- The Illinois Law Review is now accepting submissions. We primarily accept submissions through the bepress ExpressO electronic submission process.
- Student notes are due on March 15, 2013. Students wishing to join the Illinois Law Review should submit notes to Jennifer Duffy by March 15.
- Read articles from our most recent issue: Volume 2013, Number 2
2013-2014 Board of Editors
The University of Illinois Law Review invites you to join us in congratulating the following members who have been elected to the 2013-2014 Board of Editors:
Editor-in-Chief: Jackie Waldman
Managing Editor: Whitney Merrill
Executive Editor: Andrew Barrios
Executive Production Editor: Benjamin Sunshine
Managing Articles Editor: Laura Miller
Articles Editors: Nick Battey, Joe Bozdech, Conor Craft, Kristen Hosack, and Kristen Isaacson
Managing Notes & Comments Editor: Kathryn LaCoste
Notes & Comments Editors: Marissa Meli, Dave Pattee, Yeji Suh, Marisa Young, and Kristen Sweat
Volume 2013, Issue 1
The Board of Editors is pleased to present Issue 1 of the 2013 Volume of the Illinois Law Review.
First, Professor Sperino demonstrates the theoretical and practical difficulties of importing proximate cause principles into employment discrimination law.

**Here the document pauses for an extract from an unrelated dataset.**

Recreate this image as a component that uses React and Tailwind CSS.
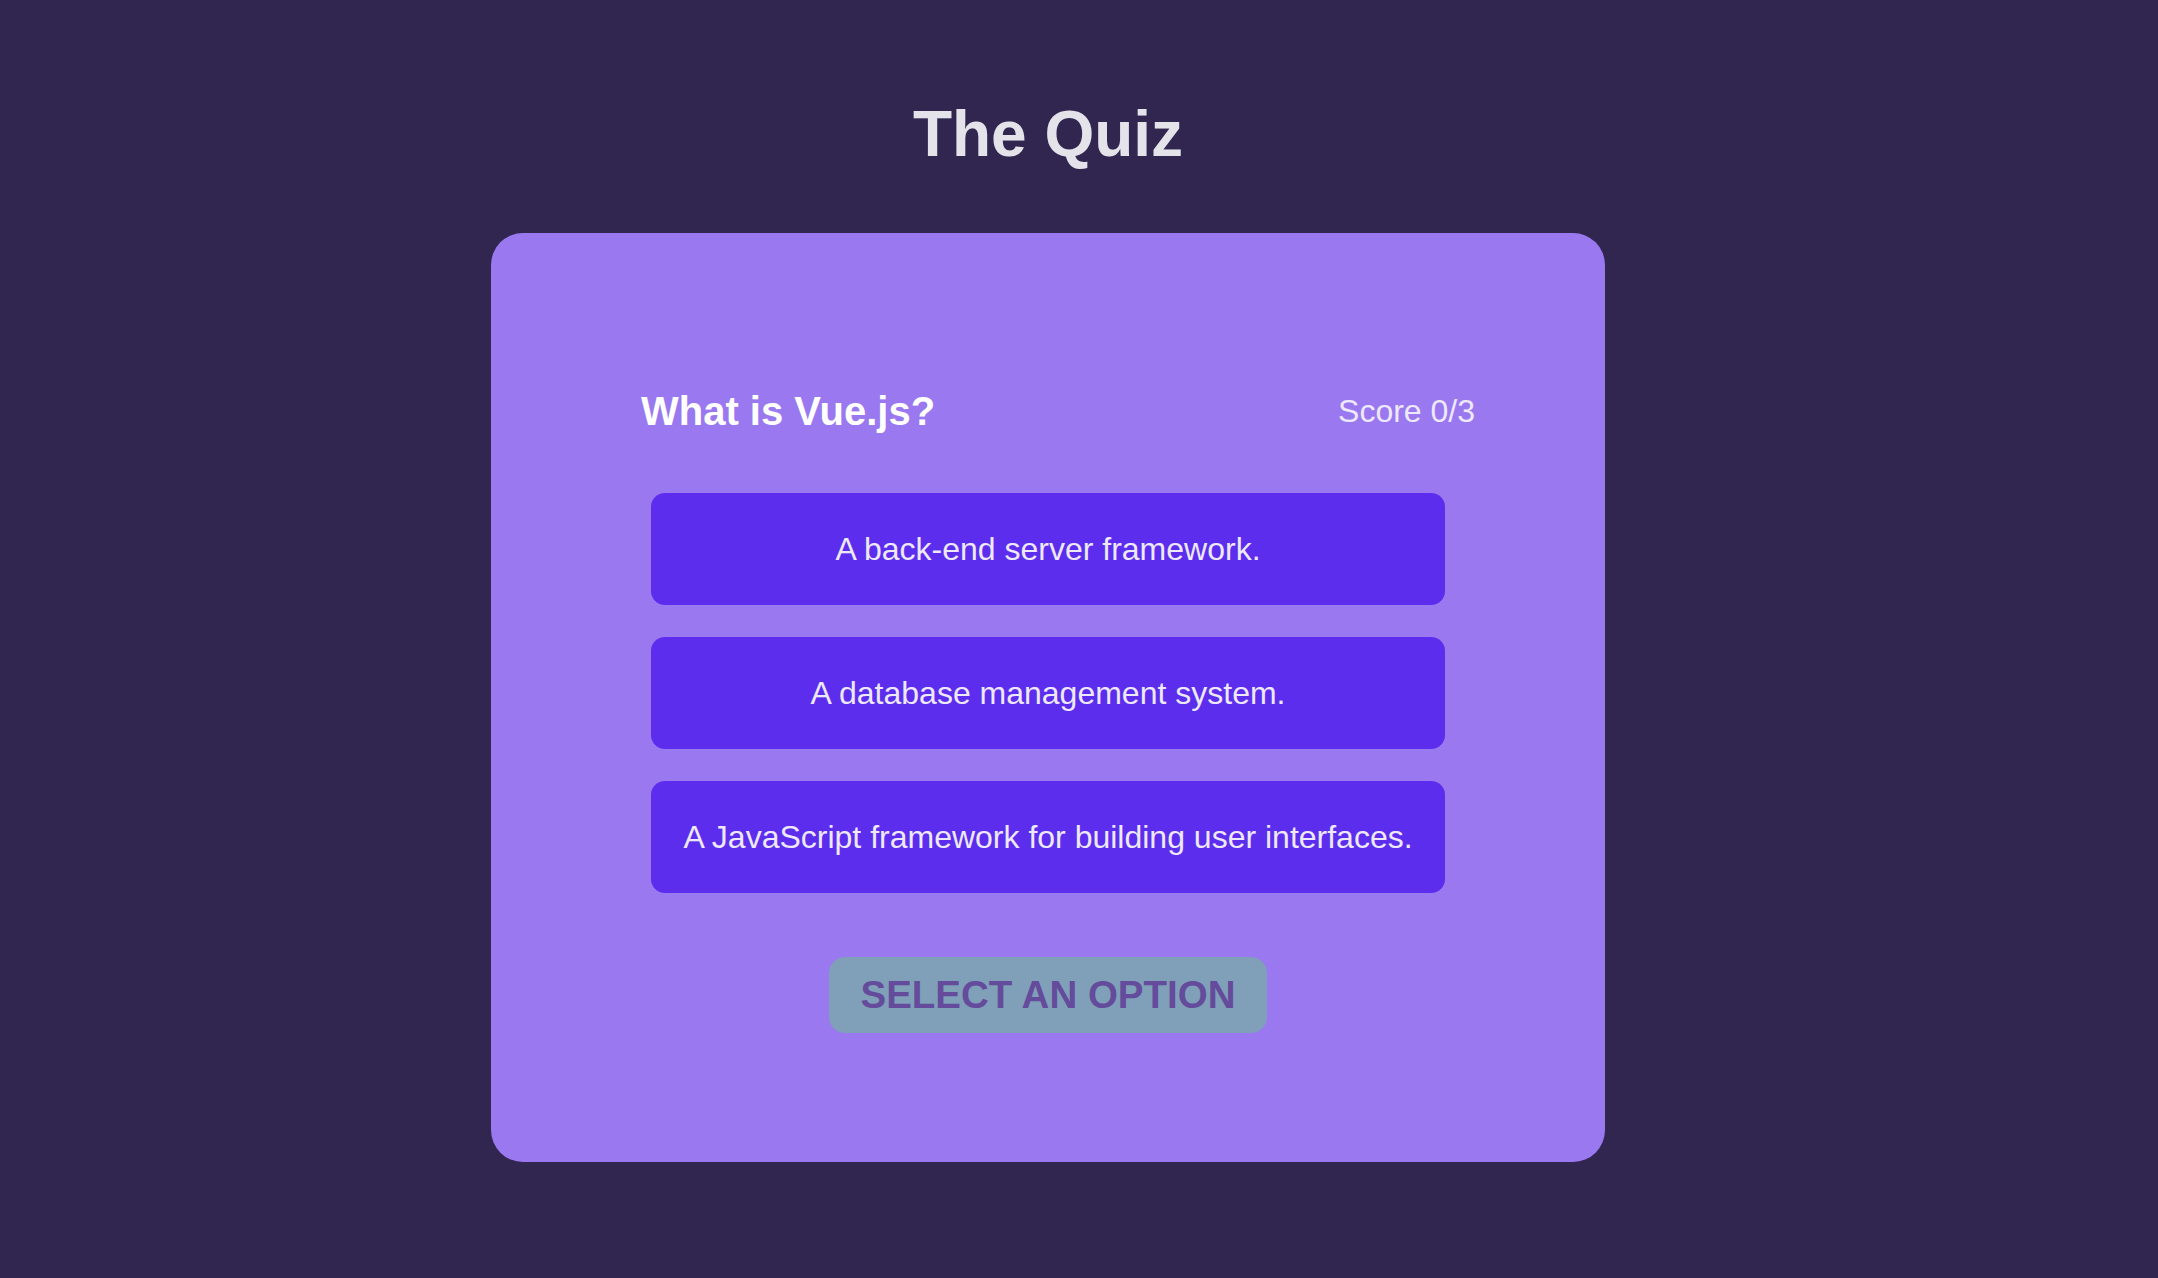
const options = [
  'A back-end server framework.',
  'A database management system.',
  'A JavaScript framework for building user interfaces.',
];

export default function App() {
  return (
    <div className="min-h-screen w-full bg-[#312650] font-['Liberation_Sans',Arial,sans-serif]">
      <div className="flex w-[2096px] flex-col items-center pt-[102px] pb-[116px]">
        <h1 className="text-[64px] leading-none font-bold text-[#e5e3ea]">The Quiz</h1>

        <div className="mt-[67px] flex h-[929px] w-[1114px] flex-col rounded-[32px] bg-[#9a78ef] pt-[158px]">
          <div className="flex items-center justify-between pl-[150px] pr-[130px]">
            <h2 className="text-[40px] leading-none font-bold text-white">What is Vue.js?</h2>
            <span className="text-[32px] leading-none text-[#eee8fb]">Score 0/3</span>
          </div>

          <div className="mt-[62px] flex flex-col items-center gap-[32px]">
            {options.map((option) => (
              <button
                key={option}
                className="flex h-[112px] w-[794px] items-center justify-center rounded-[14px] bg-[#5c2ded] text-[32px] leading-none text-[#eee8fb]"
              >
                {option}
              </button>
            ))}
          </div>

          <div className="mt-[64px] flex justify-center">
            <button className="flex h-[76px] w-[438px] items-center justify-center rounded-[16px] bg-[#7fa0b8] text-[38.5px] leading-none font-bold uppercase text-[#654b9b]">
              Select an option
            </button>
          </div>
        </div>
      </div>
    </div>
  );
}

Next, Professor Morag-Levine offers an alternative reading of the origins of the Brandeis Brief and of its relation to the constitutional conflicts of the Lochner era.
Following, Professor Tabb demonstrates how the financial world for which the 1978 Bankruptcy Code was written has fundamentally changed, with the rise of dominant secured creditors. This has upset the balance of power, rendering the Code’s scheme obsolete with regard to credit bidding.
Next, Professor Lewinsohn-Zamir challenges the conventional wisdom that monetary remedies are usually a satisfactory substitute for in-kind redress.
Further, Professor Kairys reveals stark differences between the Court’s treatment of modes of speech available to people of ordinary means, and modes available to corporations and the wealthy, and argues that this disparate treatment skews, corrupts, and undermines the democratic process.
The issue concludes with notes by Thomas Berghman, David M. Cummings, and Caitlin T. Harrington.
Volume 2012, Issue 5
The Board of Editors is pleased to present Issue 5 of the 2012 Volume of the Illinois Law Review.
First, Professor Emens proposes using framing rules to target the moments when nondisabled people make decisions that implicate their future relationship to disability. The Article examines several domains to which the inside framing perspective could be applied—including thinking about the kind of children we want, injury prevention campaigns, and contingency planning—in which disability is frequently presented in negative terms.
Next, Professors Garoupa and Morriss argue that a focus on legal systems’ ability to cheaply identify efficient rules, restrain rent-seeking in the formulation and application of rules, adapt rules to changed conditions, reveal the law to those affected by it, and enable contracting around inefficient rules would be more appropriate than the current emphasis on labels such as Common Law and Civil Law.
Following, Professor Kar draws upon and develops contemporary findings in in a broad range of cognate fields around the understanding of human prehistory to reconstruct the most plausible genealogical shape of Western legal prehistory, and suggests a number of important but underappreciated relationships that obtain between our modern Western traditions and a range of other Eurasian traditions with which the West has typically been contrasted.
Next, Professor Pushaw demonstrates the historical evidence reveals that the Founders understood “commerce” as including only commercial interactions—voluntary sales of products and services and accompanying activities intended for the marketplace, such as manufacturing goods for sale, paid transportation, and banking.
The issue concludes with notes by Scott A. Cromar, Max H. Deleon, Megan McMillen, and Elizabeth L. Rowe.